Mech are piloted like vehicles, generally under and up to a building in size

Giant robots are piloted and are building sized

Titans are piloted and are skyscraper to mountain sized

galaxy class shit like demonbane and TTGL have their own slot

Exosuits/Power armor human suits
Mecha up to 1m
Mech up to 30 m
Giant Robo up to 60m
Super Robot up to 100m
Titans 100m+

*Mecha up to 10m

How affordable are we talking here? I bought the 1/100 version for like 60€ when it came out.

I mean toy as opposed to model, I can't make or paint models for shit.

>it's
FUCK

(You)
(You)
updated chart

Size range only makes it more confusing, and now powerloaders and dreadknights don't fit anywhere on the scale, instead of being 1s.
Armour means jack shit, if you took the pauldrons off an imperial knight it would still be an imperial knight, but by the scale it would cease being a war machine, despite still being able to carry shittonnes of guns, even more now that armour isn't weighing it down.

You just cut the pieces out and snap them together. No glue nor paint required.

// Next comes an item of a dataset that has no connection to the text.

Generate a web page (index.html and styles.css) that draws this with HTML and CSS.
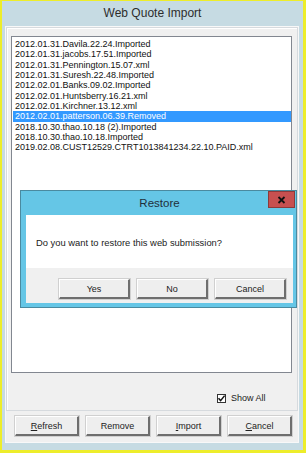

yeah i only put the sizes there because that's a shitload of empty space and i didnt want to make the Titan too small to make it out

And with different types as suggested earlier

better?

I feel like there needs to be something between your 1 and 2. Somewhere between "Frame" and "Armor". Like the difference between the Crysis suit and Space Marine.

crysis suits are a type 3 tho m8

ITT: autism

>measured in feet
What are you, a fucking caveman?

No.
I'M AN AMERICAN

why is that the funniest thing i've seen all day

Fugg

Is it worn like a suit of armour? It's power armour. Is it controlled from a seat or mo-cap apparatus inside the machine? It's a mech. No need to over-complicate this shit.

>what's the difference between a mecha, a mech, and a giant robot?

Despite of all claim in this thread user, the truth is :

Mecha is a genre, mostly about robotics (shortern from 'mechanical')

Mech is a "werternification" of the word mecha

Giant robot is one of the mecha's subject.

t. /m/

what about an exosuit?
is it still power armor even if it has no armor?
What about something like a Hulkbuster, is that a mech or power armor?